Três anos depois, Fernando é demitido, depois de a empresa fazer um cruzamento de dados entre o registo do GPS e o que ele tinha colocado nos seus relatórios.
Segundo o Tribunal, constatou-se que aumentou as distâncias percorridas a título profissional, de forma a reduzir a proporção de quilómetros que aparentemente fez em viagens privadas aos fins de semana e feriados e evitar o reembolso de despesas já recebidas.

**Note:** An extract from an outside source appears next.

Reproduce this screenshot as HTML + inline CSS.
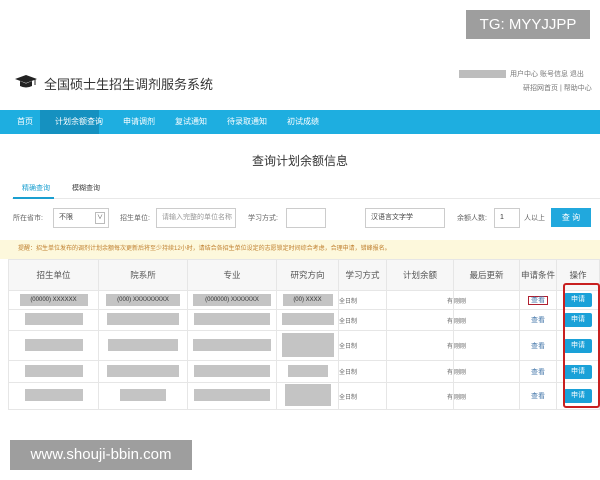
<!DOCTYPE html><html><head><meta charset="utf-8"><style>
*{margin:0;padding:0;box-sizing:border-box}
body{width:600px;height:480px;background:#fff;position:relative;overflow:hidden;font-family:"Liberation Sans","Noto Sans CJK SC",sans-serif;color:#555}
.a{position:absolute}
.g{position:absolute;background:#bdbdbd}
.nav span{position:absolute;top:0;height:24px;line-height:24px;color:#fff;font-size:8px}
.f{font-size:7px;color:#666;position:absolute}
.inp{position:absolute;border:1px solid #ccc;background:#fff;height:20px;font-size:7px;line-height:18px;padding-left:5px;color:#999}
table{position:absolute;left:8px;top:259px;width:592px;border-collapse:collapse;font-size:8px}
td{border:1px solid #e6e6e6;text-align:center;color:#666;position:relative}
th{border:1px solid #e6e6e6;font-weight:normal;color:#555;height:31px;background:#f7f7f7;font-size:8.5px}
.b{display:inline-block;background:#1aa1d8;color:#fff;font-size:7px;width:28px;height:14px;line-height:14px;border-radius:2px}
.k{color:#47a;font-size:7px}
.bar{display:inline-block;background:#c4c4c4;height:12px}
</style></head><body>
<div class="a" style="left:466px;top:10px;width:124px;height:29px;background:#9e9e9e;color:#fff;font-size:15px;line-height:29px;text-align:center">TG: MYYJJPP</div>
<svg class="a" style="left:15px;top:75px" width="22" height="14" viewBox="0 0 22 14"><path d="M0 4 L11 0 L22 4 L11 8 Z" fill="#222"/><path d="M5 6 L5 11 Q11 14 17 11 L17 6 L11 8.5 Z" fill="#222"/><path d="M20 4 L20 10" stroke="#222" stroke-width="1"/></svg>
<div class="a" style="left:44px;top:74px;font-size:13px;color:#333">全国硕士生招生调剂服务系统</div>
<div class="g" style="left:459px;top:70px;width:47px;height:8px"></div>
<div class="a" style="left:510px;top:69px;font-size:7px;color:#777">用户中心 账号信息 退出</div>
<div class="a" style="left:523px;top:83px;font-size:7px;color:#777">研招网首页 | 帮助中心</div>
<div class="a nav" style="left:0;top:110px;width:600px;height:24px;background:#1eaee0">
<div class="a" style="left:40px;top:0;width:59px;height:24px;background:#1591c0"></div>
<span style="left:17px">首页</span><span style="left:55px">计划余额查询</span><span style="left:123px">申请调剂</span><span style="left:175px">复试通知</span><span style="left:227px">待录取通知</span><span style="left:287px">初试成绩</span></div>
<div class="a" style="left:0;top:152px;width:600px;text-align:center;font-size:12px;color:#333">查询计划余额信息</div>
<div class="a" style="left:22px;top:183px;font-size:7px;color:#1a9fd0">精确查询</div>
<div class="a" style="left:72px;top:183px;font-size:7px;color:#444">模糊查询</div>
<div class="a" style="left:12px;top:198px;width:588px;height:1px;background:#e8e8e8"></div>
<div class="a" style="left:13px;top:197px;width:41px;height:2px;background:#1a9fd0"></div>
<div class="f" style="left:13px;top:213px">所在省市:</div>
<div class="inp" style="left:53px;top:208px;width:56px;color:#444">不限<span style="position:absolute;right:3px;top:3px;width:10px;height:12px;border:1px solid #bbb;font-size:6px;line-height:10px;text-align:center">∨</span></div>
<div class="f" style="left:120px;top:213px">招生单位:</div>
<div class="inp" style="left:156px;top:208px;width:80px">请输入完整的单位名称</div>
<div class="f" style="left:248px;top:213px">学习方式:</div>
<div class="inp" style="left:286px;top:208px;width:40px"></div>
<div class="inp" style="left:365px;top:208px;width:80px;color:#444">汉语言文字学</div>
<div class="f" style="left:457px;top:213px">余额人数:</div>
<div class="inp" style="left:494px;top:208px;width:26px;color:#333">1</div>
<div class="f" style="left:524px;top:213px">人以上</div>
<div class="a" style="left:551px;top:208px;width:40px;height:19px;background:#21a8dd;color:#fff;font-size:8px;line-height:19px;text-align:center">查 询</div>
<div class="a" style="left:0;top:240px;width:600px;height:19px;background:#fdf8dc;font-size:6px;line-height:19px;padding-left:18px;color:#c08030">提醒：招生单位发布的调剂计划余额每次更新后将至少持续12小时，请结合各招生单位设定的志愿锁定时间综合考虑，合理申请，错峰报名。</div>
<table>
<tr><th style="width:90px">招生单位</th><th style="width:89px">院系所</th><th style="width:89px">专业</th><th style="width:62px">研究方向</th><th style="width:48px">学习方式</th><th style="width:67px">计划余额</th><th style="width:66px">最后更新</th><th style="width:37px">申请条件</th><th>操作</th></tr>
<tr style="height:19px"><td><span class="bar" style="width:68px;font-size:6px;color:#333;line-height:12px">(00000) XXXXXX</span></td><td><span class="bar" style="width:74px;font-size:6px;color:#333;line-height:12px">(000) XXXXXXXXX</span></td><td><span class="bar" style="width:78px;font-size:6px;color:#333;line-height:12px">(000000) XXXXXXX</span></td><td><span class="bar" style="width:50px;font-size:6px;color:#333;line-height:12px">(00) XXXX</span></td><td style="text-align:left;font-size:6px">全日制</td><td style="text-align:right;font-size:6px">有</td><td style="text-align:left;font-size:6px">刚刚</td><td><span class="k" style="border:1px solid #b02030;padding:0 2px">查看</span></td><td><span class="b">申请</span></td></tr>
<tr style="height:21px"><td><span class="bar" style="width:58px"></span></td><td><span class="bar" style="width:72px"></span></td><td><span class="bar" style="width:76px"></span></td><td><span class="bar" style="width:52px"></span></td><td style="text-align:left;font-size:6px">全日制</td><td style="text-align:right;font-size:6px">有</td><td style="text-align:left;font-size:6px">刚刚</td><td><span class="k">查看</span></td><td><span class="b">申请</span></td></tr>
<tr style="height:30px"><td><span class="bar" style="width:58px"></span></td><td><span class="bar" style="width:70px"></span></td><td><span class="bar" style="width:78px"></span></td><td><span class="bar" style="width:52px;height:24px"></span></td><td style="text-align:left;font-size:6px">全日制</td><td style="text-align:right;font-size:6px">有</td><td style="text-align:left;font-size:6px">刚刚</td><td><span class="k">查看</span></td><td><span class="b">申请</span></td></tr>
<tr style="height:22px"><td><span class="bar" style="width:58px"></span></td><td><span class="bar" style="width:72px"></span></td><td><span class="bar" style="width:76px"></span></td><td><span class="bar" style="width:40px"></span></td><td style="text-align:left;font-size:6px">全日制</td><td style="text-align:right;font-size:6px">有</td><td style="text-align:left;font-size:6px">刚刚</td><td><span class="k">查看</span></td><td><span class="b">申请</span></td></tr>
<tr style="height:27px"><td><span class="bar" style="width:58px"></span></td><td><span class="bar" style="width:46px"></span></td><td><span class="bar" style="width:76px"></span></td><td><span class="bar" style="width:46px;height:22px"></span></td><td style="text-align:left;font-size:6px">全日制</td><td style="text-align:right;font-size:6px">有</td><td style="text-align:left;font-size:6px">刚刚</td><td><span class="k">查看</span></td><td><span class="b">申请</span></td></tr>
</table>
<div class="a" style="left:563px;top:283px;width:37px;height:125px;border:2px solid #c82020;border-radius:3px"></div>
<div class="a" style="left:10px;top:440px;width:182px;height:30px;background:#9e9e9e;color:#fff;font-size:15px;line-height:30px;text-align:center">www.shouji-bbin.com</div>
</body></html>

Além disso o GPS terá mostrado que Fernando "não tinha trabalhado as oito horas diárias exigidas".
Depois das decisões dos tribunais, incluindo da Relação de Guimarães, o antigo funcionário da empresa farmacêutica apresentou o seu caso ao TEDH, alegando que tinha sido violado o seu direito à privacidade e que não tinha tido julgamentos imparciais.
Perdeu sempre, tendo o Tribunal da Relação feito uma alteração à primeira sentença: teve apenas em consideração os dados de geolocalização referentes às distâncias percorridas "considerando inválidos os dados de acompanhamento da sua atividade profissional".
Perante todos os argumentos apresentados e analisados, os juízes do Tribunal decidiram - 4 contra 3 - pela não-existência de violações dos dois princípios alegados pela defesa de Fernando Augusto.